Web page code records
_ _ _

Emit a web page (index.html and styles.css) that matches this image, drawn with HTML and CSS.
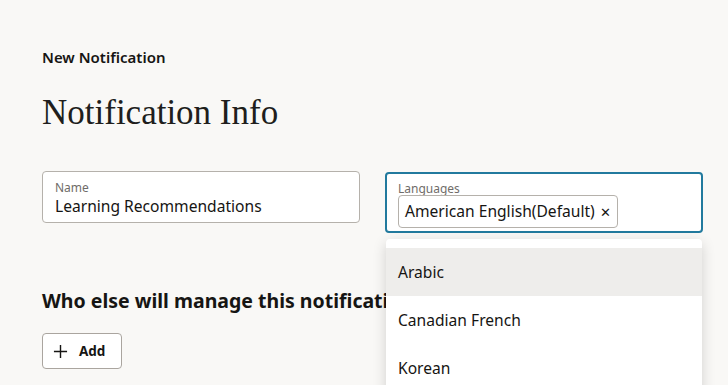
FILE: index.html
```html
<!DOCTYPE html>
<html lang="en">
<head>
  <meta charset="UTF-8" />
  <title>New Notification</title>
  <meta name="viewport" content="width=device-width, initial-scale=1" />
  <link rel="stylesheet" href="styles.css">
</head>
<body>
  <div class="page">
    <div class="crumb">New Notification</div>
    <h1>Notification Info</h1>

    <div class="fields">
      <div class="field">
        <label>Name</label>
        <div class="value">Learning Recommendations</div>
      </div>
      <div class="field-wrap">
        <div class="field focused">
          <label>Languages</label>
          <div class="chips">
            <span class="chip">American English(Default) <span class="x">&#x2715;</span></span>
          </div>
        </div>
        <ul class="dropdown">
          <li class="active">Arabic</li>
          <li>Canadian French</li>
          <li>Korean</li>
          <li>Spanish</li>
        </ul>
      </div>
    </div>

    <h2>Who else will manage this notification?</h2>
    <button class="btn">
      <svg width="15" height="15" viewBox="0 0 16 16"><path d="M8 1v14M1 8h14" stroke="#161513" stroke-width="1.5" fill="none"/></svg>
      Add
    </button>
    <h2 class="sub">Who should be notified?</h2>
  </div>
</body>
</html>
```

FILE: styles.css
```css
body {
  margin: 0;
  background: #f9f8f6;
  font-family: "Noto Sans", "Open Sans", sans-serif;
  color: #161513;
  overflow: hidden;
  height: 385px;
}
.page {
  padding: 46px 0 0 42px;
}
.crumb {
  font-size: 15px;
  font-weight: 600;
  line-height: 22px;
}
h1 {
  font-family: "Liberation Serif", "DejaVu Serif", serif;
  font-weight: normal;
  font-size: 35px;
  line-height: 40px;
  margin: 25px 0 0 0;
  color: #201e1c;
}
.fields {
  display: flex;
  gap: 25px;
  margin-top: 38px;
  align-items: flex-start;
}
.field {
  flex-shrink: 0;
  width: 318px;
  box-sizing: border-box;
  height: 52px;
  background: #fff;
  border: 1px solid #b5b1ab;
  border-radius: 4px;
  padding: 9px 12px 0 12px;
}
.field label {
  display: block;
  font-size: 12px;
  line-height: 14px;
  color: #6f6c68;
}
.field .value {
  font-size: 15.6px;
  line-height: 22px;
}
.field-wrap {
  position: relative;
  flex-shrink: 0;
  margin-top: 1px;
}
.field.focused {
  height: 61px;
  border: 2px solid #227a9e;
  padding: 8px 11px 0 11px;
}
.chips {
  display: flex;
  margin-top: -1px;
}
.chip {
  border: 1px solid #b5b1ab;
  border-radius: 4px;
  font-size: 15.6px;
  line-height: 30px;
  padding: 0 6px 0 6px;
}
.chip .x {
  font-size: 13px;
  margin-left: 1px;
}
.dropdown {
  position: absolute;
  top: 67px;
  left: 1px;
  width: 316px;
  margin: 0;
  padding: 9px 0 0 0;
  list-style: none;
  background: #fff;
  border-radius: 4px;
  box-shadow: 0 4px 14px rgba(0, 0, 0, 0.16);
}
.dropdown li {
  height: 48px;
  line-height: 48px;
  padding: 0 12px;
  font-size: 15.6px;
}
.dropdown li.active {
  background: #eeedeb;
}
h2 {
  font-size: 19.5px;
  font-weight: 700;
  line-height: 24px;
  margin: 56px 0 0 0;
}
.btn {
  display: flex;
  align-items: center;
  gap: 11px;
  margin-top: 20px;
  height: 36px;
  padding: 0 16px 0 10px;
  background: #fff;
  border: 1px solid #aaa59f;
  border-radius: 4px;
  font-family: inherit;
  font-size: 13.5px;
  font-weight: 700;
  color: #161513;
}
h2.sub {
  margin-top: 14px;
  font-size: 16px;
  line-height: 20px;
}
```
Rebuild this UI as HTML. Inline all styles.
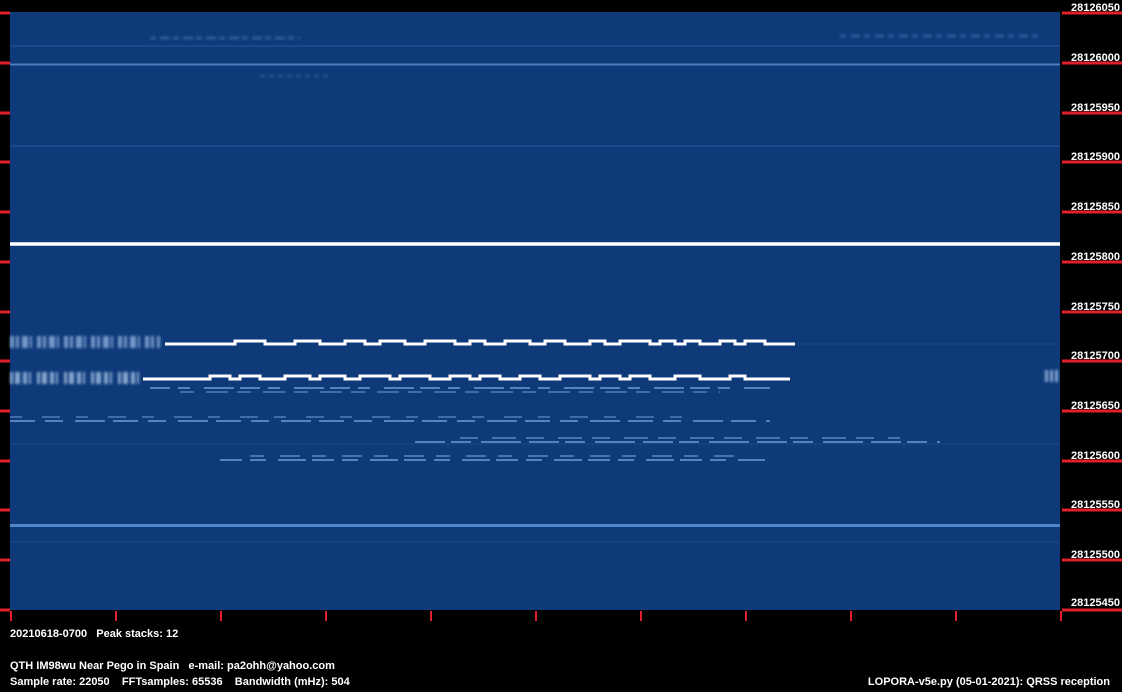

_ _ _

* **Exercise goal**:
Reproduce each entry precisely. Leave the pictures out.

* **Response to the exercise**:
Emit a web page (index.html and styles.css) that matches this image, drawn with HTML and CSS.
FILE: index.html
```html
<!DOCTYPE html>
<html lang="en">
<head>
  <meta charset="UTF-8" />
  <title>New Notification</title>
  <meta name="viewport" content="width=device-width, initial-scale=1" />
  <link rel="stylesheet" href="styles.css">
</head>
<body>
  <div class="page">
    <div class="crumb">New Notification</div>
    <h1>Notification Info</h1>

    <div class="fields">
      <div class="field">
        <label>Name</label>
        <div class="value">Learning Recommendations</div>
      </div>
      <div class="field-wrap">
        <div class="field focused">
          <label>Languages</label>
          <div class="chips">
            <span class="chip">American English(Default) <span class="x">&#x2715;</span></span>
          </div>
        </div>
        <ul class="dropdown">
          <li class="active">Arabic</li>
          <li>Canadian French</li>
          <li>Korean</li>
          <li>Spanish</li>
        </ul>
      </div>
    </div>

    <h2>Who else will manage this notification?</h2>
    <button class="btn">
      <svg width="15" height="15" viewBox="0 0 16 16"><path d="M8 1v14M1 8h14" stroke="#161513" stroke-width="1.5" fill="none"/></svg>
      Add
    </button>
    <h2 class="sub">Who should be notified?</h2>
  </div>
</body>
</html>
```

FILE: styles.css
```css
body {
  margin: 0;
  background: #f9f8f6;
  font-family: "Noto Sans", "Open Sans", sans-serif;
  color: #161513;
  overflow: hidden;
  height: 385px;
}
.page {
  padding: 46px 0 0 42px;
}
.crumb {
  font-size: 15px;
  font-weight: 600;
  line-height: 22px;
}
h1 {
  font-family: "Liberation Serif", "DejaVu Serif", serif;
  font-weight: normal;
  font-size: 35px;
  line-height: 40px;
  margin: 25px 0 0 0;
  color: #201e1c;
}
.fields {
  display: flex;
  gap: 25px;
  margin-top: 38px;
  align-items: flex-start;
}
.field {
  flex-shrink: 0;
  width: 318px;
  box-sizing: border-box;
  height: 52px;
  background: #fff;
  border: 1px solid #b5b1ab;
  border-radius: 4px;
  padding: 9px 12px 0 12px;
}
.field label {
  display: block;
  font-size: 12px;
  line-height: 14px;
  color: #6f6c68;
}
.field .value {
  font-size: 15.6px;
  line-height: 22px;
}
.field-wrap {
  position: relative;
  flex-shrink: 0;
  margin-top: 1px;
}
.field.focused {
  height: 61px;
  border: 2px solid #227a9e;
  padding: 8px 11px 0 11px;
}
.chips {
  display: flex;
  margin-top: -1px;
}
.chip {
  border: 1px solid #b5b1ab;
  border-radius: 4px;
  font-size: 15.6px;
  line-height: 30px;
  padding: 0 6px 0 6px;
}
.chip .x {
  font-size: 13px;
  margin-left: 1px;
}
.dropdown {
  position: absolute;
  top: 67px;
  left: 1px;
  width: 316px;
  margin: 0;
  padding: 9px 0 0 0;
  list-style: none;
  background: #fff;
  border-radius: 4px;
  box-shadow: 0 4px 14px rgba(0, 0, 0, 0.16);
}
.dropdown li {
  height: 48px;
  line-height: 48px;
  padding: 0 12px;
  font-size: 15.6px;
}
.dropdown li.active {
  background: #eeedeb;
}
h2 {
  font-size: 19.5px;
  font-weight: 700;
  line-height: 24px;
  margin: 56px 0 0 0;
}
.btn {
  display: flex;
  align-items: center;
  gap: 11px;
  margin-top: 20px;
  height: 36px;
  padding: 0 16px 0 10px;
  background: #fff;
  border: 1px solid #aaa59f;
  border-radius: 4px;
  font-family: inherit;
  font-size: 13.5px;
  font-weight: 700;
  color: #161513;
}
h2.sub {
  margin-top: 14px;
  font-size: 16px;
  line-height: 20px;
}
```
Rebuild this UI as HTML. Inline all styles.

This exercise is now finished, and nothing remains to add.